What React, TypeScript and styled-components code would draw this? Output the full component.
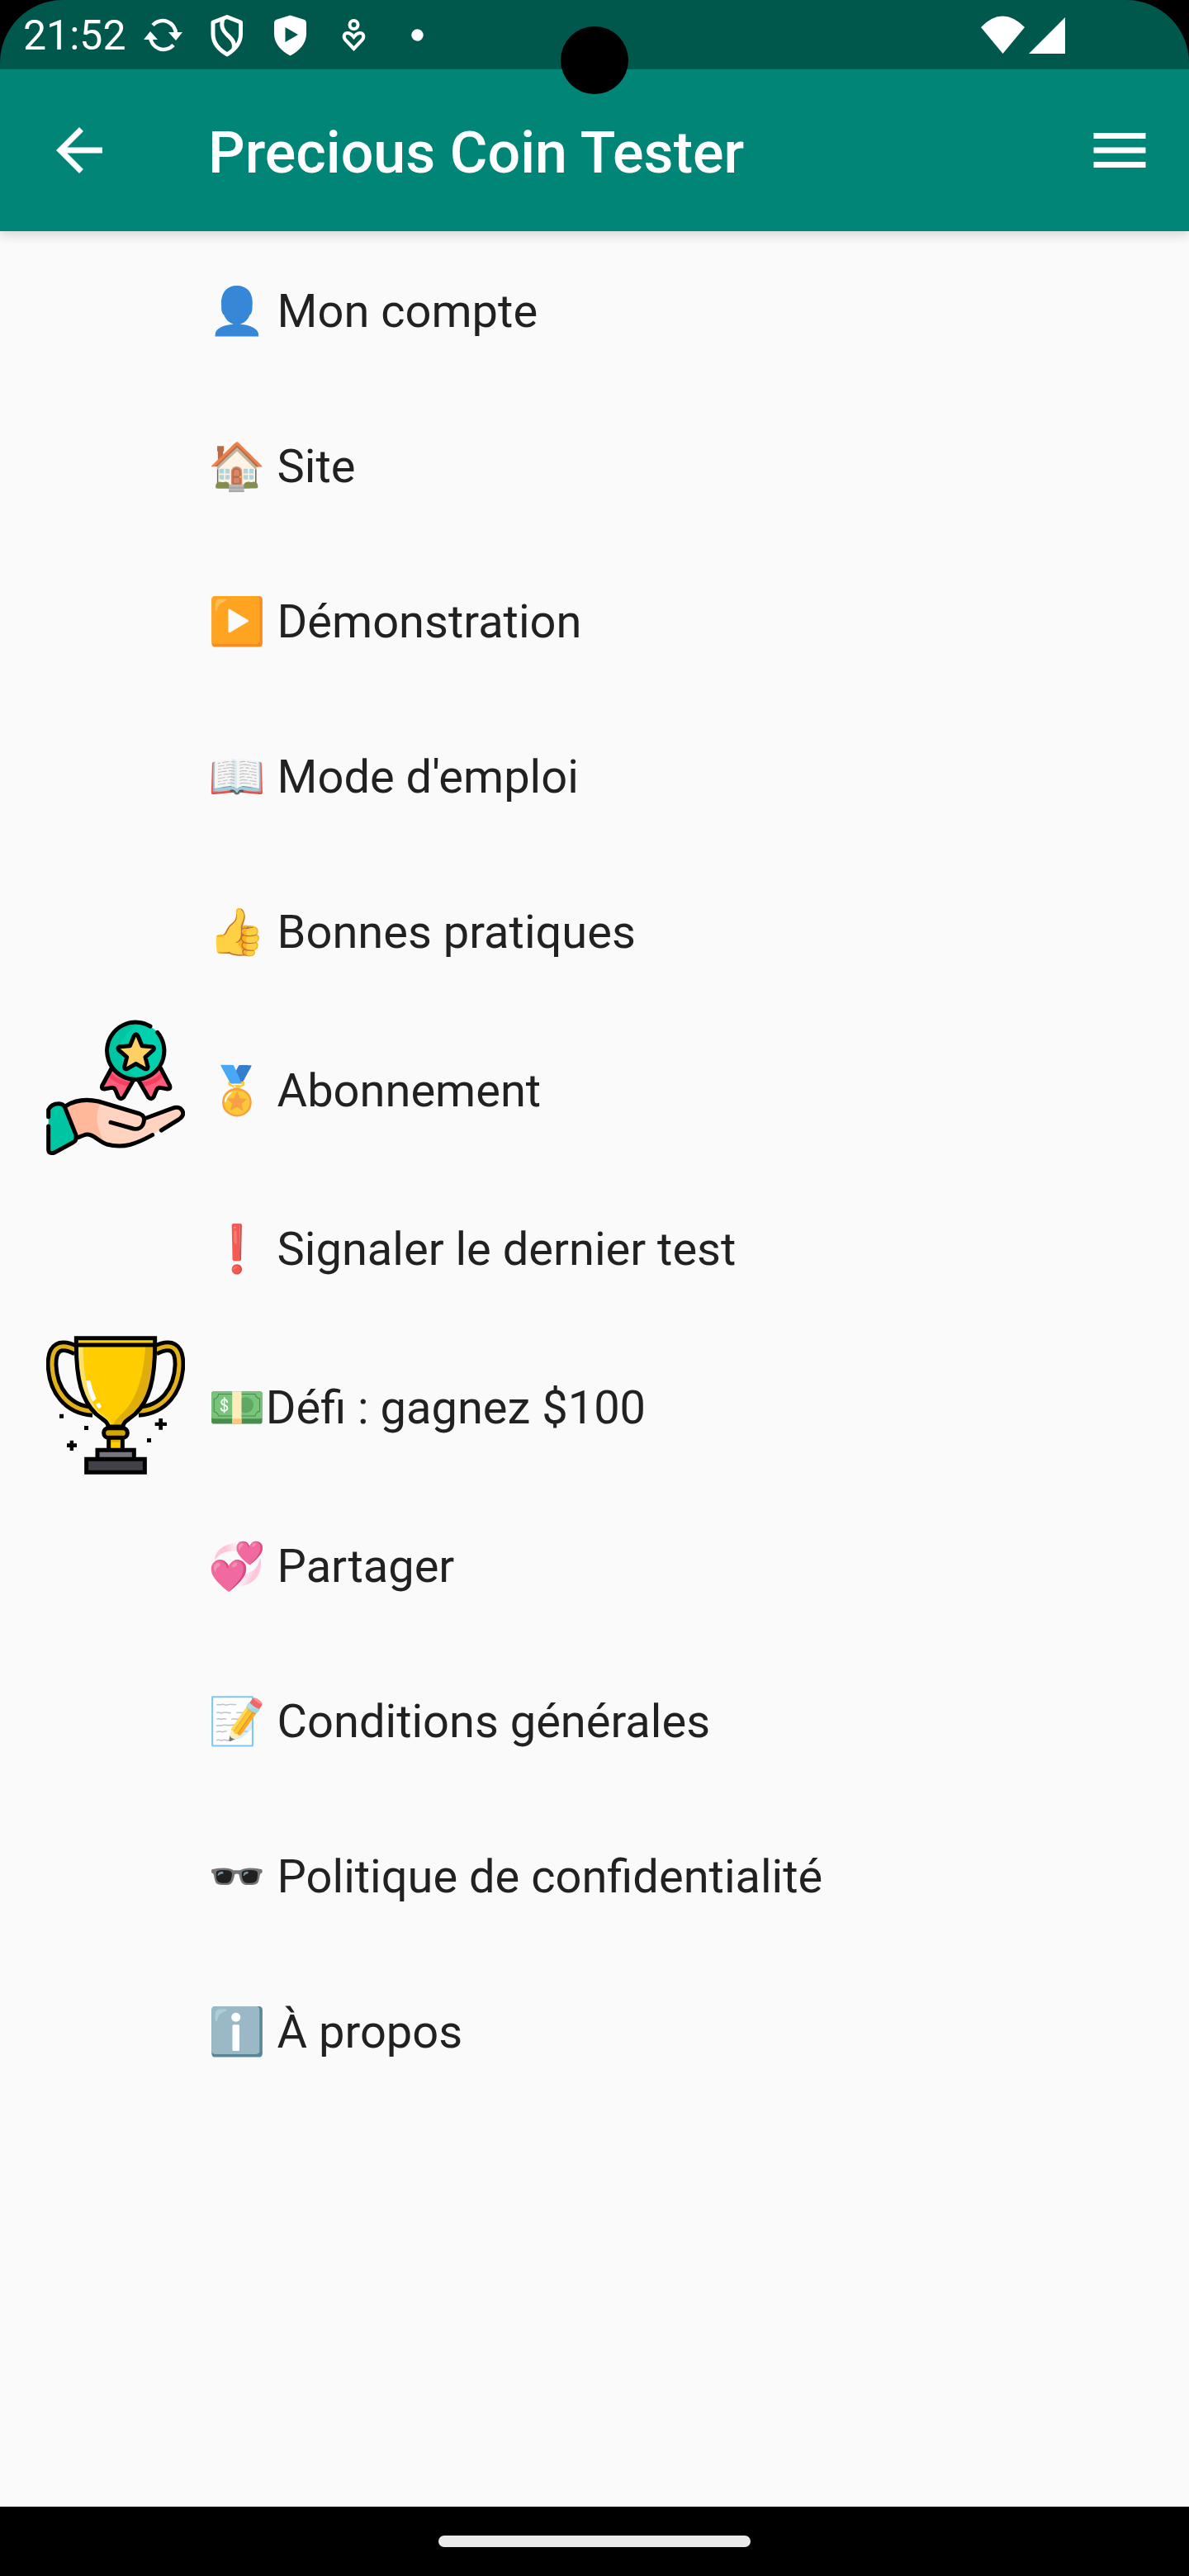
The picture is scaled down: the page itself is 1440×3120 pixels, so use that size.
import React from "react";
import styled, { createGlobalStyle } from "styled-components";

const GlobalStyle = createGlobalStyle`
  *, *::before, *::after { box-sizing: border-box; }
  body { margin: 0; background: #000; }
`;

const Screen = styled.div`
  display: flex;
  flex-direction: column;
  min-height: 100vh;
  background: #fafafa;
  color: rgba(0, 0, 0, 0.87);
  font-family: Roboto, "Noto Color Emoji", sans-serif;
`;

const StatusFrame = styled.div`
  position: relative;
  background: #000;
`;

const StatusBar = styled.div`
  display: flex;
  align-items: center;
  justify-content: space-between;
  height: 84px;
  padding: 0 146px 0 28px;
  border-radius: 76px 76px 0 0;
  background: #00574b;
  color: #fff;
`;

const StatusGroup = styled.div<{ $gap: number }>`
  display: flex;
  align-items: center;
  gap: ${(p) => p.$gap}px;
`;

const Clock = styled.time`
  font-size: 50px;
  line-height: 84px;
  padding-top: 2px;
`;

const StatusIcon = styled.svg`
  display: block;
  width: 53px;
  height: 53px;
`;

const Camera = styled.div`
  position: absolute;
  top: 32px;
  left: 50%;
  width: 82px;
  height: 82px;
  margin-left: -41px;
  border-radius: 50%;
  background: #000;
  z-index: 2;
`;

const AppBar = styled.header`
  display: flex;
  align-items: center;
  height: 196px;
  padding: 0 42px 0 54px;
  background: #008577;
  color: #fff;
  box-shadow: 0 4px 14px rgba(0, 0, 0, 0.16);
`;

const Title = styled.h1`
  flex: 1;
  margin: 0;
  padding: 6px 0 0 114px;
  font-size: 70px;
  line-height: 82px;
  font-weight: 500;
`;

const IconButton = styled.button`
  display: block;
  width: 84px;
  height: 84px;
  padding: 0;
  border: 0;
  background: none;
  color: inherit;
  cursor: pointer;

  svg { display: block; width: 84px; height: 84px; }
`;

const Menu = styled.ul`
  flex: 1;
  margin: 0;
  padding: 0;
  list-style: none;
`;

const MenuLink = styled.a<{ $tall?: boolean }>`
  display: flex;
  align-items: center;
  gap: 28px;
  height: ${(p) => (p.$tall ? 196 : 188)}px;
  padding: 0 56px;
  color: inherit;
  text-decoration: none;
`;

const Slot = styled.span`
  flex: none;
  width: 168px;

  svg { display: block; width: 168px; height: 168px; }
`;

const Label = styled.span`
  padding-top: 6px;
  font-size: 56px;
  line-height: 66px;
  white-space: pre-wrap;
`;

const NavBar = styled.footer`
  display: flex;
  align-items: center;
  justify-content: center;
  height: 84px;
  background: #000;
`;

const Handle = styled.div`
  width: 378px;
  height: 14px;
  border-radius: 7px;
  background: #eaeaea;
`;

const HandMedal = () => (
  <svg viewBox="48 42 504 504" aria-hidden="true" strokeLinejoin="round" strokeLinecap="round">
    <path d="M285 222 251 285q-4 12 8 12l27-5q10 0 14 10l10 24q8 12 19 1l36-62z" fill="#ff5d7d" />
    <path d="M464 222 497 285q4 12-8 12l-27-5q-10 0-14 10l-10 24q-8 12-19 1l-36-62z" fill="#ff5d7d" />
    <path d="M283 236q28 34 78 35l-9 16q-44-2-77-34zM466 236q-28 34-78 35l9 16q44-2 77-34z" fill="#f5405f" />
    <g fill="none" stroke="#000" strokeWidth="15">
      <path d="M285 222 251 285q-4 12 8 12l27-5q10 0 14 10l10 24q8 12 19 1l36-62" />
      <path d="M464 222 497 285q4 12-8 12l-27-5q-10 0-14 10l-10 24q-8 12-19 1l-36-62" />
    </g>
    <circle cx="375" cy="160" r="104" fill="#00d0ae" />
    <path d="M375 56a104 104 0 0 0 0 208q12 0 22-3a104 104 0 0 1 0-202q-10-3-22-3" fill="#00bf9c" opacity=".65" />
    <path d="M426 69A104 104 0 1 0 452 91" fill="none" stroke="#000" strokeWidth="15" />
    <path d="M367 104q7-11 14 0l15 36 37 3q11 4 3 13l-28 25 9 35q0 12-12 7l-31-18-31 18q-11 4-11-7l9-35-29-25q-7-9 3-13l37-3z" fill="#ffd164" stroke="#000" strokeWidth="15" />
    <path d="M120 358c35-22 72-26 118-16l150 45q18 7 16 19l108-42q25-5 32 15 4 16-15 28l-100 58c-60 35-106 48-162 32-44-14-56-44-88-36l-20 10z" fill="#ffd3bf" />
    <path d="M120 358c35-22 72-26 118-16l10 3c-24 42-20 90 10 142-26-15-48-31-69-26l-30 10z" fill="#ffb899" />
    <path d="M56 372q10-22 38-22 16 0 22 14l40 100q4 20-12 28l-66 38q-22 5-22-14z" fill="#00c5a2" />
    <g fill="none" stroke="#000" strokeWidth="15">
      <path d="M56 398V372q10-22 38-22 16 0 22 14l40 100q4 20-12 28l-66 36q-22 7-22-12V432" />
      <path d="M120 358c35-22 72-26 118-16l150 45c16 6 18 18 14 32-5 18-20 26-38 22l-82-23" />
      <path d="M404 405 506 367c20-8 34-2 39 15 2 12-7 20-16 26l-63 39M434 464c-60 33-104 50-166 34-34-12-54-46-84-33l-20 8" />
    </g>
  </svg>
);

const Trophy = () => (
  <svg viewBox="48 54 504 504" aria-hidden="true">
    <g fill="none">
      <path d="M157 106C100 78 68 92 69 160c4 92 56 162 148 168M443 106c57-28 89-14 88 54-4 92-56 162-148 168" stroke="#000" strokeWidth="44" />
      <path d="M157 106C100 78 68 92 69 160c4 92 56 162 148 168M443 106c57-28 89-14 88 54-4 92-56 162-148 168" stroke="#e2b117" strokeWidth="15" />
    </g>
    <path d="M157 62h286v26c0 124-20 200-72 250-32 26-44 30-44 46h-54c0-16-12-20-44-46-52-50-72-126-72-250z" fill="#ffcd00" />
    <path d="M164 94h18c2 120 22 200 60 240 28 22 40 32 44 50h-13c0-16-12-20-44-46-45-46-65-126-65-244" fill="#fbe06a" />
    <path d="M436 94h-28c-6 110-34 192-78 236-24 22-38 36-40 54h37c0-16 12-20 44-46 48-46 65-126 65-244" fill="#e0ae0c" />
    <path d="M193 216h15q6 34 22 66l-13 11q-18-30-24-77M227 303l14-6 8 14-10 8z" fill="#fff" />
    <path d="M157 88V62h286v26c0 124-20 200-72 250-32 26-44 30-44 46h-54c0-16-12-20-44-46-52-50-72-126-72-250zM157 87h286" fill="none" stroke="#000" strokeWidth="15" />
    <path d="M275 422h50v48h-50z" fill="#ffcd00" stroke="#000" strokeWidth="15" />
    <path d="M282 430h36v10h-36z" fill="#dfac0b" />
    <rect x="257" y="389" width="86" height="35" rx="17" fill="#d5a600" stroke="#000" strokeWidth="15" />
    <path d="M234 469h133v34H234z" fill="#77767e" stroke="#000" strokeWidth="15" />
    <path d="M194 502h212v48H194z" fill="#424147" stroke="#000" strokeWidth="15" />
    <path d="M96 338h15v15H96zM186 381h15v15h-15zM414 426h15v15h-15zM457 354h14v14h15v13h-15v14h-14v-14h-14v-13h14zM134 434h13v11h12v14h-12v12h-13v-12h-11v-14h11z" fill="#000" />
  </svg>
);

type Item = { text: string; icon?: React.ReactNode };

const items: Item[] = [
  { text: "👤 Mon compte" },
  { text: "🏠 Site" },
  { text: "▶️ Démonstration" },
  { text: "📖 Mode d'emploi" },
  { text: "👍 Bonnes pratiques" },
  { text: "🏅 Abonnement", icon: <HandMedal /> },
  { text: "❗ Signaler le dernier test" },
  { text: "💵Défi : gagnez $100", icon: <Trophy /> },
  { text: "💞 Partager" },
  { text: "📝 Conditions générales" },
  { text: "🕶️ Politique de confidentialité" },
  { text: "ℹ️ À propos" },
];

export default function App() {
  return (
    <Screen>
      <GlobalStyle />
      <StatusFrame>
        <StatusBar>
          <StatusGroup $gap={18}>
            <Clock>21:52</Clock>
            <StatusGroup $gap={24}>
              <StatusIcon viewBox="0 0 53 53" aria-hidden="true">
                <path d="M14 14.500A16 16 0 0 1 42 25M39 38.500A16 16 0 0 1 11 28" fill="none" stroke="#fff" strokeWidth="4.500" />
                <path d="M33 23h17l-8 10zM3 32h17l-9-10z" fill="#fff" />
              </StatusIcon>
              <StatusIcon viewBox="0 0 53 53" aria-hidden="true">
                <path d="M27 4.500 43.500 11v14c0 12-7 19-16.500 25C17.500 44 10 37 10 25V11z" fill="none" stroke="#fff" strokeWidth="5" strokeLinejoin="round" />
                <path d="M22 7c-3 9 0 14 5 19 7 6 10 11 8 18" fill="none" stroke="#fff" strokeWidth="5" />
              </StatusIcon>
              <StatusIcon viewBox="0 0 53 53" aria-hidden="true">
                <path fillRule="evenodd" d="M26.500 2.500 44 8q2 1 2 4v13c0 12-9 21-19.500 26.500C16 46 7 37 7 25V12q0-3 2-4zM20.500 17v18L36 26z" fill="#fff" />
              </StatusIcon>
              <StatusIcon viewBox="0 0 53 53" aria-hidden="true" fill="none" stroke="#fff" strokeWidth="4">
                <circle cx="26.500" cy="14" r="5" />
                <path d="M26.500 43 16.500 32.500C13 28 15 24 19 24c4 0 5 2 7.500 5 2.500-3 3.500-5 7.500-5s6 4 2.500 8.500z" />
              </StatusIcon>
              <StatusIcon viewBox="0 0 53 53" aria-hidden="true">
                <circle cx="26.500" cy="26.500" r="7.200" fill="#fff" />
              </StatusIcon>
            </StatusGroup>
          </StatusGroup>
          <StatusGroup $gap={0}>
            <StatusIcon viewBox="0 0 53 53" aria-hidden="true">
              <path d="M0 17q26-27 53 0L26.500 49z" fill="#fff" />
            </StatusIcon>
            <StatusIcon viewBox="0 0 53 53" aria-hidden="true">
              <path d="M49 5v44H5z" fill="#fff" />
            </StatusIcon>
          </StatusGroup>
        </StatusBar>
        <Camera />
      </StatusFrame>
      <AppBar>
        <IconButton type="button" aria-label="Retour">
          <svg viewBox="0 0 24 24" fill="currentColor" aria-hidden="true">
            <path d="M20 11H7.830l5.590-5.590L12 4l-8 8 8 8 1.410-1.410L7.830 13H20z" />
          </svg>
        </IconButton>
        <Title>Precious Coin Tester</Title>
        <IconButton type="button" aria-label="Menu">
          <svg viewBox="0 0 24 24" fill="currentColor" aria-hidden="true">
            <path d="M3 18h18v-2H3zm0-5h18v-2H3zm0-7v2h18V6z" />
          </svg>
        </IconButton>
      </AppBar>
      <Menu>
        {items.map((item) => (
          <li key={item.text}>
            <MenuLink href="#" $tall={Boolean(item.icon)}>
              <Slot>{item.icon}</Slot>
              <Label>{item.text}</Label>
            </MenuLink>
          </li>
        ))}
      </Menu>
      <NavBar>
        <Handle />
      </NavBar>
    </Screen>
  );
}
=====
▶ [OBJECTIVE]: Return, from the data, each line that has the word "size" in it.

▶ [RESULT OF THIS EXERCISE]:
The picture is scaled down: the page itself is 1440×3120 pixels, so use that size.
  font-size: 50px;
  font-size: 70px;
  font-size: 56px;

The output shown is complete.